Second and final installment of Pataki’s sympathetic fictional biography of Austro-Hungarian Empress Sisi.
When we last left Sisi, in the first volume, she was rebelling against the strictures of her life at the Viennese court as the consort of Emperor Franz Joseph. In particular, she was defying her mother-in-law, Archduchess Sophie, who had not only exacerbated Sisi’s estrangement from Franz, but appropriated the upbringing of her three children. Sisi embarks on a lifelong strategy for escaping the pressures of noblesse oblige: traveling. After going to Corfu to recuperate from a depression, she heads for the family estate in Hungary, where she can spend time horseback riding and enjoying the attentions of Count Andrássy, the former rebel who helped consolidate the two kingdoms. She gives birth to Valerie, the only child who will be raised free of Sophie’s interference, rumored by many to be Andrássy’s child. Too soon, however, duty calls and Sisi must return to court. After rescuing her son, Crown Prince Rudolf, from an abusive tutor, Sisi learns, as Sophie is on her deathbed, that the dragon lady meant well all the while. After enduring an interminable summer hosting other royals at the 1873 Viennese World Fair, Sisi is invited to England by the Earl of Spencer (ancestor of Princess Diana) to hone her fox hunting skills. While galloping over hill and dale she falls in love again, this time with dashing sportsman Bay Middleton, her only equal in horsemanship.

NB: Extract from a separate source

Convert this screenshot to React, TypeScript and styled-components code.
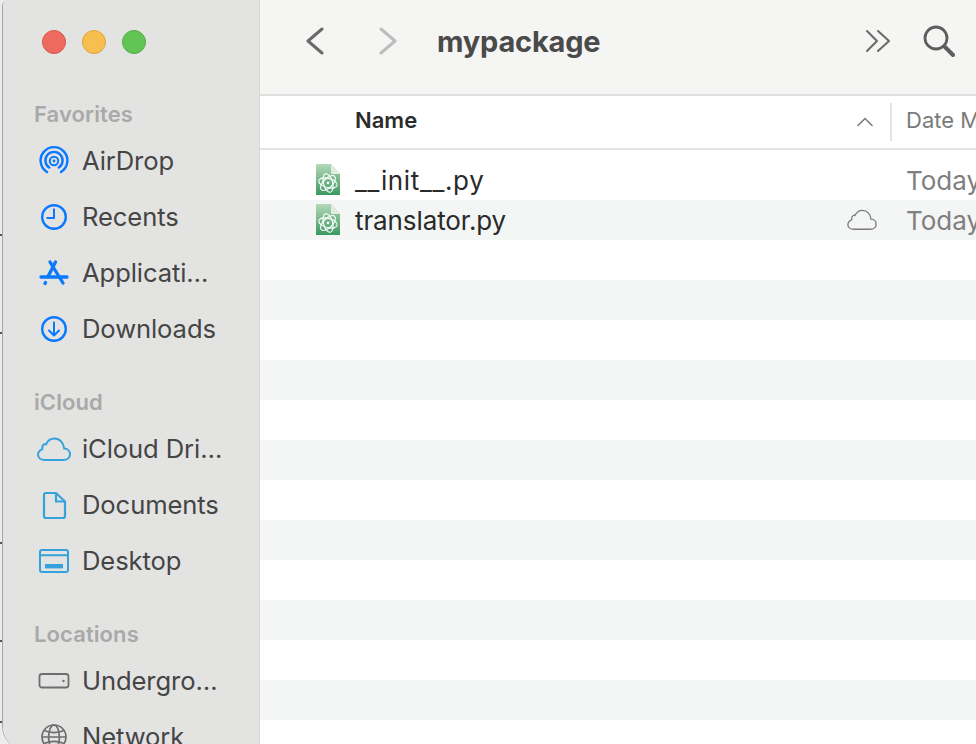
import React from "react";
import styled, { createGlobalStyle } from "styled-components";

const GlobalStyle = createGlobalStyle`
  html, body {
    margin: 0;
    padding: 0;
    background: #ececec;
  }
`;

const FONT = `Inter, "Liberation Sans", sans-serif`;

function AirDropIcon() {
  return (
    <svg width="32" height="32" viewBox="0 0 32 32" fill="none" stroke="#0a78ff" strokeWidth="2.4" strokeLinecap="round">
      <path d="M9 27 A13.4 13.4 0 1 1 23 27" />
      <path d="M11.2 22.6 A8.6 8.6 0 1 1 20.8 22.6" />
      <circle cx="16" cy="16" r="4.2" strokeWidth="2" />
      <circle cx="16" cy="16" r="1.4" fill="#0a78ff" stroke="none" />
    </svg>
  );
}

function ClockIcon() {
  return (
    <svg width="32" height="32" viewBox="0 0 32 32" fill="none" stroke="#0a78ff" strokeWidth="2.4">
      <circle cx="16" cy="16" r="11.8" />
      <path d="M16 7.5 V17 H8.5" strokeWidth="2" />
    </svg>
  );
}

function AppsIcon() {
  return (
    <svg width="32" height="32" viewBox="0 0 32 32" fill="none" stroke="#0a78ff" strokeWidth="3.3" strokeLinecap="round">
      <path d="M12 5 L25 26" />
      <path d="M17.5 5 L10 19.5" />
      <path d="M3 20 H29" />
      <path d="M7.5 25.5 L7 26.5" />
    </svg>
  );
}

function DownloadIcon() {
  return (
    <svg width="32" height="32" viewBox="0 0 32 32" fill="none" stroke="#0a78ff" strokeWidth="2.4" strokeLinecap="round" strokeLinejoin="round">
      <circle cx="16" cy="16" r="11.8" />
      <path d="M16 9.5 V22 M11 17.5 L16 22.5 L21 17.5" strokeWidth="2" />
    </svg>
  );
}

function CloudIcon({ size = 34, color = "#35a2dc", weight = 2 }: { size?: number; color?: string; weight?: number }) {
  return (
    <svg width={size} height={size * 0.72} viewBox="0 0 34 24.5" fill="none" stroke={color} strokeWidth={weight}>
      <path d="M8 23 H26.5 C30.3 23 33 20.5 33 17.2 C33 13.9 30.4 11.5 27.2 11.5 C26.6 5.8 22.8 1.5 17.6 1.5 C13.6 1.5 10.6 3.8 9 7.4 C8.3 7 7.6 6.9 7 7.4 C5.4 8.4 5 10.4 5.2 12.4 C2.7 13.4 1 15.4 1 17.8 C1 20.8 3.8 23 8 23 Z" />
    </svg>
  );
}

function DocIcon() {
  return (
    <svg width="32" height="32" viewBox="0 0 32 32" fill="none" stroke="#35a2dc" strokeWidth="2.2" strokeLinejoin="round">
      <path d="M8 4 H18 L27 12.5 V27 A2 2 0 0 1 25 29 H8 A2 2 0 0 1 6 27 V6 A2 2 0 0 1 8 4 Z" />
      <path d="M18 4 V12.5 H27" />
    </svg>
  );
}

function DesktopIcon() {
  return (
    <svg width="32" height="26" viewBox="0 0 32 26" fill="none" stroke="#35a2dc" strokeWidth="2">
      <rect x="2" y="2" width="28" height="22" rx="2" />
      <path d="M2 7.2 H30" />
      <rect x="7" y="16" width="18" height="4.4" fill="#35a2dc" stroke="none" />
    </svg>
  );
}

function DriveIcon() {
  return (
    <svg width="32" height="18" viewBox="0 0 32 18" fill="none" stroke="#6e6e6e" strokeWidth="1.8">
      <rect x="1.5" y="2" width="29" height="13.5" rx="2.5" />
      <circle cx="25.5" cy="9" r="1.2" fill="#6e6e6e" stroke="none" />
    </svg>
  );
}

function GlobeIcon() {
  return (
    <svg width="32" height="32" viewBox="0 0 32 32" fill="none" stroke="#6e6e6e" strokeWidth="1.7">
      <circle cx="16" cy="16" r="12" />
      <ellipse cx="16" cy="16" rx="5.4" ry="12" />
      <path d="M4 16 H28 M6 9.5 C12 12 20 12 26 9.5 M6 22.5 C12 20 20 20 26 22.5" />
    </svg>
  );
}

function BackIcon() {
  return (
    <svg width="20" height="28" viewBox="0 0 20 28" fill="none" stroke="#6a6a6a" strokeWidth="3" strokeLinecap="round" strokeLinejoin="round">
      <path d="M17 2 L3 14 L17 26" />
    </svg>
  );
}

function ForwardIcon() {
  return (
    <svg width="20" height="28" viewBox="0 0 20 28" fill="none" stroke="#bdbdbd" strokeWidth="3" strokeLinecap="round" strokeLinejoin="round">
      <path d="M3 2 L17 14 L3 26" />
    </svg>
  );
}

function OverflowIcon() {
  return (
    <svg width="26" height="24" viewBox="0 0 26 24" fill="none" stroke="#6a6a6a" strokeWidth="2.1" strokeLinecap="round" strokeLinejoin="round">
      <path d="M2 2 L12 12 L2 22" />
      <path d="M13 2 L24 12 L13 22" />
    </svg>
  );
}

function SearchIcon() {
  return (
    <svg width="32" height="32" viewBox="0 0 32 32" fill="none" stroke="#5e5e5e" strokeLinecap="round">
      <circle cx="13" cy="13" r="11" strokeWidth="2.8" />
      <path d="M21.5 21.5 L30 30" strokeWidth="4" />
    </svg>
  );
}

function SortIcon() {
  return (
    <svg width="16" height="10" viewBox="0 0 16 10" fill="none" stroke="#7d7d7d" strokeWidth="1.6" strokeLinecap="round" strokeLinejoin="round">
      <path d="M1 8.5 L8 1.5 L15 8.5" />
    </svg>
  );
}

function PyFileIcon({ id }: { id: string }) {
  return (
    <svg width="24" height="32" viewBox="0 0 24 32">
      <defs>
        <linearGradient id={id} x1="0" y1="0" x2="0" y2="1">
          <stop offset="0" stopColor="#b4d8b8" />
          <stop offset="1" stopColor="#3c9862" />
        </linearGradient>
      </defs>
      <path d="M0 0 H15 L24 10 V31 H0 Z" fill={`url(#${id})`} />
      <path d="M15 0 L24 10 H15 Z" fill="#e4ebe4" />
      <g fill="none" stroke="#fff" strokeWidth="1.1">
        <ellipse cx="12" cy="19" rx="9.5" ry="4.6" transform="rotate(15 12 19)" />
        <ellipse cx="12" cy="19" rx="9.5" ry="4.6" transform="rotate(75 12 19)" />
        <ellipse cx="12" cy="19" rx="9.5" ry="4.6" transform="rotate(135 12 19)" />
      </g>
      <circle cx="12" cy="19" r="1.3" fill="#fff" />
    </svg>
  );
}

const sections = [
  {
    title: "Favorites",
    items: [
      { label: "AirDrop", icon: <AirDropIcon /> },
      { label: "Recents", icon: <ClockIcon /> },
      { label: "Applicati…", icon: <AppsIcon /> },
      { label: "Downloads", icon: <DownloadIcon /> },
    ],
  },
  {
    title: "iCloud",
    items: [
      { label: "iCloud Dri…", icon: <CloudIcon /> },
      { label: "Documents", icon: <DocIcon /> },
      { label: "Desktop", icon: <DesktopIcon /> },
    ],
  },
  {
    title: "Locations",
    items: [
      { label: "Undergro…", icon: <DriveIcon /> },
      { label: "Network", icon: <GlobeIcon /> },
    ],
  },
];

// tracking: Inter's underscores are narrower than the ones in the screenshot
const files = [
  { name: "__init__.py", date: "Today", cloud: false, tracking: 0.65 },
  { name: "translator.py", date: "Today", cloud: true, tracking: -0.1 },
];

const EMPTY_ROWS = 13;

export default function App() {
  return (
    <>
      <GlobalStyle />
      <Screen>
        <Gutter />
        <Window>
          <Sidebar>
            <Lights>
              <Light $color="#ee6a5f" $edge="#d9554b" />
              <Light $color="#f6bf4f" $edge="#dfa33a" />
              <Light $color="#61c454" $edge="#4fae43" />
            </Lights>
            {sections.map((section) => (
              <Section key={section.title}>
                <SectionTitle>{section.title}</SectionTitle>
                {section.items.map((item) => (
                  <SideItem key={item.label}>
                    <SideIcon>{item.icon}</SideIcon>
                    <SideLabel>{item.label}</SideLabel>
                  </SideItem>
                ))}
              </Section>
            ))}
          </Sidebar>
          <Main>
            <Toolbar>
              <NavButton>
                <BackIcon />
              </NavButton>
              <NavButton>
                <ForwardIcon />
              </NavButton>
              <Title>mypackage</Title>
              <OverflowButton>
                <OverflowIcon />
              </OverflowButton>
              <SearchButton>
                <SearchIcon />
              </SearchButton>
            </Toolbar>
            <ColumnHeader>
              <NameColumn>Name</NameColumn>
              <SortArrow>
                <SortIcon />
              </SortArrow>
              <ColumnDivider />
              <DateColumn>Date Modified</DateColumn>
            </ColumnHeader>
            <FileList>
              {files.map((file, i) => (
                <FileRow key={file.name} $striped={i % 2 === 1}>
                  <FileIcon>
                    <PyFileIcon id={`py-${i}`} />
                  </FileIcon>
                  <FileName $tracking={file.tracking}>{file.name}</FileName>
                  <CloudCell>{file.cloud && <CloudIcon size={30} color="#7b7b7b" weight={1.5} />}</CloudCell>
                  <FileDate>{file.date}</FileDate>
                </FileRow>
              ))}
              {Array.from({ length: EMPTY_ROWS }).map((_, i) => (
                <FileRow key={i} $striped={i % 2 === 1} />
              ))}
            </FileList>
          </Main>
        </Window>
      </Screen>
    </>
  );
}

const Screen = styled.div`
  display: flex;
  width: 976px;
  height: 744px;
  overflow: hidden;
  font-family: ${FONT};
  background: #ececec;
`;

// bits of the window behind this one, only the ticks show
const Gutter = styled.div`
  flex: 0 0 2px;
  height: 744px;
  background-image: linear-gradient(#555, #555), linear-gradient(#555, #555), linear-gradient(#555, #555),
    linear-gradient(#555, #555), linear-gradient(#555, #555);
  background-size: 2px 2px;
  background-repeat: no-repeat;
  background-position: 0 234px, 0 332px, 0 542px, 0 640px, 0 721px;
`;

const Window = styled.div`
  flex: 0 0 974px;
  display: flex;
  height: 750px;
  overflow: hidden;
  border-left: 1px solid #a6a6a6;
  border-radius: 6px 0 0 24px;
  box-sizing: border-box;
  background: #fff;
`;

const Sidebar = styled.aside`
  flex: 0 0 257px;
  box-sizing: border-box;
  background: #e3e3e2;
  border-right: 1px solid #d8d8d7;
  padding-top: 30px;
`;

const Lights = styled.div`
  display: flex;
  gap: 16px;
  padding-left: 39px;
  margin-bottom: 41px;
`;

const Light = styled.span<{ $color: string; $edge: string }>`
  width: 24px;
  height: 24px;
  box-sizing: border-box;
  border-radius: 50%;
  background: ${(p) => p.$color};
  border: 1px solid ${(p) => p.$edge};
`;

const Section = styled.section`
  margin-bottom: 26px;
`;

const SectionTitle = styled.div`
  height: 38px;
  line-height: 38px;
  padding-left: 31px;
  font-size: 22px;
  font-weight: 600;
  letter-spacing: 0.1px;
  color: #a9a9a9;
`;

const SideItem = styled.div`
  display: flex;
  align-items: center;
  height: 56px;
  padding-left: 31px;
  font-size: 25.6px;
  letter-spacing: -0.1px;
  color: #454545;
  white-space: nowrap;
`;

const SideIcon = styled.span`
  display: flex;
  align-items: center;
  justify-content: center;
  flex: 0 0 40px;
  margin-right: 8px;
`;

const SideLabel = styled.span`
  padding-bottom: 2px;
`;

const Main = styled.main`
  flex: 1;
  min-width: 0;
  display: flex;
  flex-direction: column;
`;

const Toolbar = styled.header`
  display: flex;
  flex: 0 0 96px;
  align-items: center;
  box-sizing: border-box;
  padding: 0 21px 12px 45px;
  background: #f5f5f4;
  border-bottom: 2px solid #dfdfdf;
`;

const NavButton = styled.span`
  display: flex;
  flex: 0 0 20px;
  margin-right: 53px;

  & + & {
    margin-right: 39px;
  }
`;

const Title = styled.h1`
  flex: 1;
  margin: 0;
  font-size: 29px;
  font-weight: 700;
  letter-spacing: -0.2px;
  color: #4a4a4a;
`;

const OverflowButton = styled.span`
  display: flex;
  margin-right: 32px;
`;

const SearchButton = styled.span`
  display: flex;
`;

const ColumnHeader = styled.div`
  display: flex;
  flex: 0 0 54px;
  align-items: center;
  box-sizing: border-box;
  padding-left: 95px;
  border-bottom: 2px solid #e3e3e3;
  overflow: hidden;
  white-space: nowrap;
  font-size: 22px;
`;

const NameColumn = styled.div`
  flex: 0 0 502px;
  padding-bottom: 4px;
  font-weight: 600;
  color: #2c2c2c;
`;

const SortArrow = styled.span`
  display: flex;
  flex: 0 0 33px;
`;

const ColumnDivider = styled.span`
  flex: 0 0 2px;
  height: 38px;
  margin-right: 14px;
  background: #e3e3e3;
`;

const DateColumn = styled.div`
  padding-bottom: 4px;
  color: #7a7a7a;
`;

const FileList = styled.div`
  flex: 0 0 auto;
  padding-top: 10px;
`;

const FileRow = styled.div<{ $striped: boolean }>`
  display: grid;
  grid-template-columns: 95px 492px 60px 1fr;
  align-items: center;
  height: 40px;
  background: ${(p) => (p.$striped ? "#f4f5f5" : "#fff")};
  white-space: nowrap;
  overflow: hidden;
  font-size: 26px;
`;

const FileIcon = styled.span`
  display: flex;
  padding-left: 56px;
`;

const FileName = styled.span<{ $tracking: number }>`
  letter-spacing: ${(p) => p.$tracking}px;
  color: #2a2a2a;
`;

const CloudCell = styled.span`
  display: flex;
`;

const FileDate = styled.span`
  margin-left: -1px;
  color: #7f7f7f;
`;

Along the way we meet her deranged cousin King Ludwig of Bavaria, who bankrupts his kingdom building surreal castles and supporting his great love, Richard Wagner. Since this is a historical novel that strives for fidelity to the facts, Pataki draws a veil of privacy over Sisi’s rumored, but never definitively proven, infidelities. On the other hand, no such reticence downplays Franz’s rigidity or Prince Rudolf’s self-destructiveness.
A satisfying saga of the late Habsburg period.